Viewed from space, the plague of roadworks that blooms on London streets as March 31 looms might look like an effect of nature, such as tulip fields or the arrival of the first spring swallows. In fact, the cause of this and other manifestations of end-of-year madness (frenzied sales activity, a boom in finance-department overtime) is the ritual known as the corporate budget.

The budget is so ingrained in business that even fresh-minted managers can hardly imagine life without it. For 99 per cent of companies the budget is the exoskeleton of management: a framework of planning and control in which an earnings commitment made by top management is cascaded down through the organisation in a pyramid of performance contracts with underlings, backed up with incentives and variance checks against the forecast.

The pervasiveness of budgeting is matched by the fear and loathing that surrounds it. Former GE chief executive Jack Welch said it was “the bane of corporate America. It never should have existed.” For a start, it is hugely costly. Budgeting consumes up to 30 per cent of management’s time. Even around the millennium, Ford reportedly calculated that the process cost it $1.2bn a year.

Worse, it is counter-productive. Born a century ago to guide nascent mass-manufacturing, the budget was seized on by the accountants who moved into top jobs in the 1960s as a means of managing companies “by the numbers”. But what made sense in a stable sellers’ market, when compliance with the schedule was paramount, has become a liability when the priority is creative response to rapid change (oil prices, negative interest rates, technology).

The budget is an instrument of central planning and control that would not have looked out of place in Soviet Russia. A fixed contract in a volatile world, it hinders swift reaction and rewards caution over innovation. Since it works as a ratchet based on the previous year (hence the March mantra “use it or lose it”), it effectively sets a floor on cost and a ceiling on improvement, there being no incentive to beat it.

As Welch complained, conventional budgeting is an exercise in corporate gaming “because everyone is negotiating for the lowest [target]”, while pressure to “hit the budget numbers” means that no trick is off limits. Quality guru W. Edwards Deming’s observation that “people with targets and jobs dependent upon meeting them will probably meet the targets — even if they have to destroy the enterprise to do it”, was corroborated by events at Enron and WorldCom and the 2008 financial crisis.

Illustration by Andrew Baker
© Andrew Baker

Gary Hamel and Michele Zanini, of the Management Innovation Exchange project, say cutting bureaucracy could add $3tn to US annual GDP. Among their solutions are “radically simplified planning and budgeting processes”.

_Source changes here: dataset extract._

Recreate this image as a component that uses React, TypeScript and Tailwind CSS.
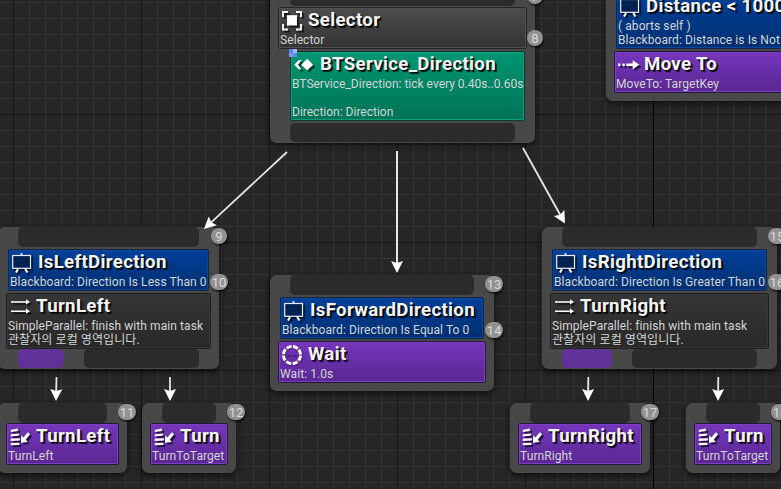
import type { ReactNode } from "react";

type IconName = "selector" | "service" | "board" | "move" | "parallel" | "wait" | "task";

function Glyph({ name }: { name: IconName }) {
  switch (name) {
    case "selector":
      return (
        <g>
          <path d="M1 7V2H6M14 2H19V7M19 14V19.500H14M6 19.500H1V14" fill="none" stroke="#fff" strokeWidth="1.800" />
          <rect x="5" y="5.200" width="10" height="10.300" fill="#fff" />
        </g>
      );
    case "service":
      return (
        <g fill="#fff">
          <path d="M13.200 5.800L18.200 10.700L13.200 15.600L8.200 10.700Z" stroke="#fff" strokeWidth="1.400" strokeLinejoin="round" />
          <path d="M4.800 6H7.600L4 10.800L7.600 15.600H4.800L0.300 10.800Z" />
        </g>
      );
    case "board":
      return (
        <g>
          <path d="M6 17L4 20.500M13.200 17L15.500 20.500" stroke="#fff" strokeWidth="2" />
          <path d="M9.500 1V3.500" stroke="#fff" strokeWidth="1.600" />
          <rect x="0.700" y="3.500" width="17.800" height="12.800" fill="#06214f" stroke="#e8edf5" strokeWidth="1.200" />
        </g>
      );
    case "move":
      return (
        <g fill="#fff">
          <rect x="0" y="9.500" width="2.400" height="2.600" />
          <rect x="4.400" y="9.500" width="2.400" height="2.600" />
          <rect x="8.300" y="9.500" width="8" height="2.600" />
          <path d="M14.700 6.300L21.300 10.800L14.700 15.300Z" />
        </g>
      );
    case "parallel":
      return (
        <g fill="#fff">
          <path d="M1 5.200H16V3.200L20 6L16 8.600V6.700H1Z" />
          <path d="M1 14.400H16V12.400L20 15.200L16 17.800V15.900H1Z" />
        </g>
      );
    case "wait":
      return (
        <g>
          <circle cx="10" cy="11" r="8.600" fill="none" stroke="#fff" strokeWidth="2.900" strokeDasharray="5.354 1.400" strokeDashoffset="-0.700" />
          <path d="M5 11.800H9M11 11.800H15" stroke="#2b1250" strokeOpacity="0.700" strokeWidth="1.200" />
        </g>
      );
    case "task":
      return (
        <g fill="#fff">
          <path d="M0.800 3.800L8 2.600V4.900L0.800 5.900ZM0.800 8.200L9 7.400V9.600L0.800 10.400ZM0.800 12.600L9.800 12.200V14.400L0.800 14.900ZM0.800 17L9.300 16.800V19L0.800 19.300Z" />
          <path d="M11 16.800L11.300 9.300L13.400 11.500L17.800 6.200L20 8.200L15.700 13.700L17.900 15.900Z" />
        </g>
      );
  }
}

function Icon({ name }: { name: IconName }) {
  const shadow =
    name === "wait"
      ? "[filter:drop-shadow(1px_1px_1px_rgba(0,0,0,0.35))]"
      : "[filter:drop-shadow(2px_2px_0.5px_rgba(0,0,0,0.6))]";
  return (
    <svg viewBox="0 0 20 20" className={`mt-[2px] size-5 shrink-0 overflow-visible ${shadow}`}>
      <Glyph name={name} />
    </svg>
  );
}

const tones = {
  blue: "from-[#02409a] to-[#002f70] border-[#172640] shadow-[inset_0_0_0_1px_#08479d]",
  purple: "from-[#7636bd] to-[#582891] border-[#28193a] shadow-[inset_0_0_0_1px_#7c3fc2]",
  green: "from-[#009671] to-[#007357] border-[#123b30] shadow-[inset_0_0_0_1px_#05a17a]",
  gray: "from-[#4c4c4c] to-[#333333] border-[#252525] shadow-[inset_0_0_0_1px_#505050]",
  dark: "from-[#363636] to-[#282828] border-[#202020] shadow-[inset_0_0_0_1px_#373737]",
};

function Badge({ n, className }: { n: number; className: string }) {
  return (
    <span
      className={`absolute z-10 flex h-4 items-center justify-center rounded-full bg-[#929292] text-[13px] leading-none text-[#d9d9d9] shadow-[1px_2px_2px_rgba(0,0,0,0.6)] ${n < 10 ? "w-4" : "w-[18px]"} ${className}`}
    >
      {n}
    </span>
  );
}

interface BlockProps {
  tone: keyof typeof tones;
  icon: IconName;
  title: string;
  lines: string[];
  className?: string;
  lineTracking?: string;
}

function Block({ tone, icon, title, lines, className = "", lineTracking = "tracking-[0.08px]" }: BlockProps) {
  return (
    <div className={`flex shrink-0 flex-col rounded-[2px] border bg-linear-to-b whitespace-nowrap ${tones[tone]} ${className}`}>
      <div className="flex h-[25px] items-start gap-[6px] pl-[3px]">
        <Icon name={icon} />
        <span className="text-[18.67px] leading-[25px] font-bold tracking-[0.32px] text-[#f4f4f4] [text-shadow:1px_1px_0_rgba(0,0,0,0.8),2px_2px_1px_rgba(0,0,0,0.8)]">
          {title}
        </span>
      </div>
      {lines.map((line, i) => (
        <span key={i} className={`h-[14px] pl-px text-[12px] leading-[14px] text-[#d5d5d5] ${lineTracking}`}>
          {line}
        </span>
      ))}
    </div>
  );
}

function Pin({ className = "bg-[#2b2b2b]" }: { className?: string }) {
  return <div className={`shrink-0 rounded-[5px] ${className}`} />;
}

function Node({ className, children }: { className: string; children: ReactNode }) {
  return (
    <section className={`absolute flex flex-col rounded-[7px] bg-[#4a4a4a]/95 shadow-[0_2px_6px_1px_rgba(0,0,0,0.55)] ${className}`}>
      {children}
    </section>
  );
}

function Parallel({ className, badges, decorator, desc, title, pin }: {
  className: string;
  badges: [number, number];
  decorator: string;
  desc: string;
  title: string;
  pin: string;
}) {
  return (
    <Node className={`top-[227px] h-[142px] ${className}`}>
      <Badge n={badges[0]} className={`top-[1px] ${badges[0] < 10 ? "-right-2" : "-right-[9px]"}`} />
      <Badge n={badges[1]} className="top-[47px] -right-[9px]" />
      <Pin className="mx-5 mb-[2px] h-5 bg-[#2b2b2b]" />
      <Block tone="blue" icon="board" title={decorator} lines={[desc]} className="mx-[10px] mb-[2px] h-[42px]" />
      <Block
        tone="dark"
        icon="parallel"
        title={title}
        lines={["SimpleParallel: finish with main task", "관찰자의 로컬 영역입니다."]}
        className="mx-2 h-14"
      />
      <div className="mx-5 flex h-[19px] gap-5">
        <Pin className={`bg-[#603298] ${pin}`} />
        <Pin className="flex-1 bg-[#2b2b2b]" />
      </div>
    </Node>
  );
}

function Task({ className, n, title, desc }: { className: string; n: number; title: string; desc: string }) {
  return (
    <Node className={`top-[403px] h-[70px] ${className}`}>
      <Badge n={n} className="top-[1px] -right-[9px]" />
      <Pin className="mx-5 h-5 bg-[#2b2b2b]" />
      <Block tone="purple" icon="task" title={title} lines={[desc]} className="mx-2 h-[42px]" />
    </Node>
  );
}

const lightLines = "bg-[linear-gradient(to_right,#343434_1px,transparent_1px),linear-gradient(to_bottom,#343434_1px,transparent_1px)] bg-[size:16px_16px] bg-[position:13px_2px]";
const darkLines = "bg-[linear-gradient(to_right,#161616_1px,transparent_1px),linear-gradient(to_bottom,#161616_1px,transparent_1px)] bg-[size:128px_128px] bg-[position:13px_114px]";

const wires = [
  { from: [287, 152], to: [204, 229], w: 1.8 },
  { from: [397, 151], to: [397, 273], w: 2 },
  { from: [523, 148], to: [565, 223.5], w: 1.8 },
  { from: [56.5, 377], to: [56, 401], w: 1.8 },
  { from: [170, 377], to: [170, 401], w: 1.8 },
  { from: [588.3, 377], to: [588, 401], w: 1.8 },
  { from: [718.3, 377], to: [718, 401], w: 1.8 },
];

export default function App() {
  return (
    <main className="relative h-[489px] w-[781px] overflow-hidden bg-[#262626] font-[Roboto,'Noto_Sans_CJK_KR',sans-serif]">
      <div className={`absolute inset-0 ${lightLines}`} />
      <div className={`absolute inset-0 ${darkLines}`} />
      <div className="absolute inset-y-0 left-[653px] w-px bg-black" />

      <Node className="-top-[14px] left-[270px] h-[157px] w-[265px]">
        <Badge n={7} className="top-[2px] -right-2" />
        <Badge n={8} className="top-[44px] -right-2" />
        <Pin className="mx-5 mb-px h-5 bg-[#2b2b2b]" />
        <Block tone="gray" icon="selector" title="Selector" lines={["Selector"]} className="mx-2 mb-[2px] h-[42px]" />
        <div className="relative mr-[10px] mb-[2px] ml-5 flex flex-col">
          <Block
            tone="green"
            icon="service"
            title="BTService_Direction"
            lines={["BTService_Direction: tick every 0.40s..0.60s", "", "Direction: Direction"]}
            className="h-[70px]"
            lineTracking="tracking-normal"
          />
          <span className="absolute -top-[2px] -left-px grid size-2 grid-cols-2">
            <i className="bg-[#5b82ea]" />
            <i className="bg-[#9db8ff]" />
            <i className="bg-[#7598f5]" />
            <i className="bg-[#6088ee]" />
          </span>
        </div>
        <Pin className="mx-5 h-[19px] bg-[#2b2b2b]" />
      </Node>

      <Node className="-top-[37px] left-[606px] h-[138px] w-[240px]">
        <Block
          tone="blue"
          icon="board"
          title="Distance < 1000"
          lines={["( aborts self )", "Blackboard: Distance is Is Not Set"]}
          className="mx-[10px] mt-[30px] mb-[2px] h-14"
        />
        <Block tone="purple" icon="move" title="Move To" lines={["MoveTo: TargetKey"]} className="mx-2 h-[42px]" />
      </Node>

      <Parallel
        className="-left-[2px] w-[221px]"
        badges={[9, 10]}
        decorator="IsLeftDirection"
        desc="Blackboard: Direction Is Less Than 0"
        title="TurnLeft"
        pin="w-[46px]"
      />
      <Parallel
        className="left-[542px] w-[235px]"
        badges={[15, 16]}
        decorator="IsRightDirection"
        desc="Blackboard: Direction Is Greater Than 0"
        title="TurnRight"
        pin="w-[50px]"
      />

      <Node className="top-[275px] left-[270px] h-[116px] w-[224px]">
        <Badge n={13} className="top-[1px] -right-[9px]" />
        <Badge n={14} className="top-[47px] -right-[9px]" />
        <Pin className="mx-5 mb-[2px] h-5 bg-[#2b2b2b]" />
        <Block tone="blue" icon="board" title="IsForwardDirection" lines={["Blackboard: Direction Is Equal To 0"]} className="mx-[10px] mb-[2px] h-[42px]" />
        <Block tone="purple" icon="wait" title="Wait" lines={["Wait: 1.0s"]} className="mx-2 h-[42px]" />
      </Node>

      <Task className="-left-[2px] w-[129px]" n={11} title="TurnLeft" desc="TurnLeft" />
      <Task className="left-[142px] w-[94px]" n={12} title="Turn" desc="TurnToTarget" />
      <Task className="left-[510px] w-[140px]" n={17} title="TurnRight" desc="TurnRight" />
      <Task className="left-[686px] w-[94px]" n={18} title="Turn" desc="TurnToTarget" />

      <svg viewBox="0 0 781 489" className="pointer-events-none absolute inset-0 h-[489px] w-[781px]">
        {wires.map(({ from: [x1, y1], to: [x2, y2], w }, i) => {
          const angle = (Math.atan2(y2 - y1, x2 - x1) * 180) / Math.PI;
          const length = Math.hypot(x2 - x1, y2 - y1);
          return (
            <g key={i} transform={`translate(${x2} ${y2}) rotate(${angle})`}>
              <path d={`M${-length} 0H-8`} stroke="#e6e6e6" strokeWidth={w} />
              <path d="M0 0L-12 -6L-10 0L-12 6Z" fill="#fff" />
            </g>
          );
        })}
      </svg>
    </main>
  );
}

Budgeting, a major generator of red tape, also ties it all together. So in freeing themselves from the straitjacket, “positive deviant” companies such as WL Gore, the maker of high-tech fabrics, and Svenska Handelsbanken, the Swedish bank, not only shrug off bureaucratic overheads, they also allow leaner, more flexible management models to be born.

If you do not budget, what do you do instead? Very little — but everything else changes, including remuneration and the locus of management control, says Anders Olesen, director of the Beyond Budgeting Institute, which campaigns on the issue.

Take Handelsbanken, which has opened the equivalent of more than one new UK branch a month in the past 10 years. Its philosophy is simple: it aims to be more profitable than its peers through customer satisfaction and lower costs, which is what its decentralised, self-managing branches are measured on. The bank has met its goal since 1972, from which year it has been budgetless and largely forecastless too.

Just as management and red tape feed on each other, the reverse is also true. In just 10 years, Buurtzorg, which began as a Dutch team of four nurses, has turned itself into a multiple winner of national employer of the year awards, supplying high-quality care to half the country’s homecare patients at lower costs than rivals. Buurtzorg does not do budget nor HR, and not much central management either. According to Jos de Blok, its founder, with teams being self-managing, including financially, there is not much management to do.

For some businesses, such as agriculture, an annual cycle makes natural sense. For the rest, it turns management into an endless and unwinnable battle to make reality fit the numbers. The more natural way is to run an organisation around its needs as a business rather than the accounting cycle. A liberation that would likely please London’s road users, too.